Tholen offers these eight tips – and many more in his book – to put that strategy into effect and make it work:

1. Start the day by writing a list of things to be grateful for and review it during the day. A gratitude list could include people, circumstances, personal attributes, “even a positive event somewhere in the world.”

2. If you wake up at 3 a.m., and can’t sleep because of worries, keep that gratitude list on your nightstand and look at it and think about it. Whatever you do, don’t check your phone or start doomscrolling.

3. Don’t linger on social media or broadcasts that report the worst about what’s happening in the world. Instead, pick one trusted news source and limit the time you spend consuming news.

4. Use social media in a positive way to find support groups that connect you with other people who are more advanced in their adjustment to your problems.

5. Manage self-criticism and engage in positive, uplifting, reassuring self-talk, e.g. “this too shall pass.”

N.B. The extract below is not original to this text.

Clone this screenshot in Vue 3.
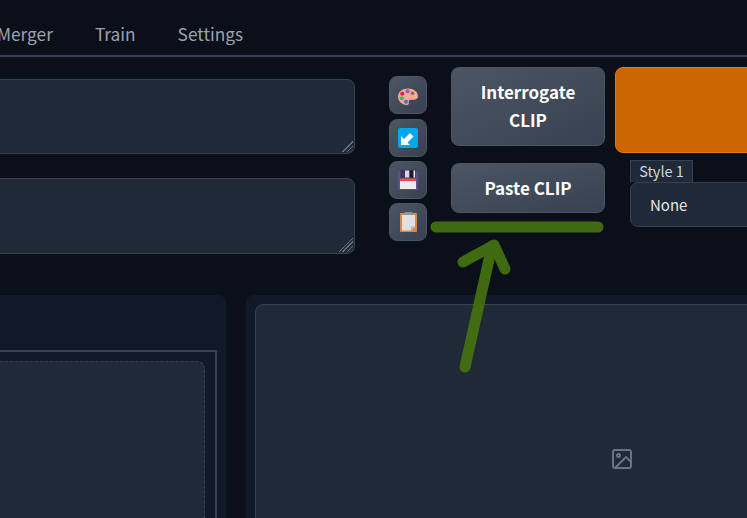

6. Keep in mind that the most important goal of social interaction is removing barriers between people, not making a good impression or obtaining some desired material object.

7. Sometimes feeling positive requires self-assertion. In this case, take the following steps: get the facts; identify objectives; address your own emotions; practice aloud.

8. Let go of regret or remorse about past events. Let go of fear and worry about unavoidable events that might happen in the future. Let it be.

A version of this article was published ahead of the International Day of Happiness on Sunday, March 20, 2022.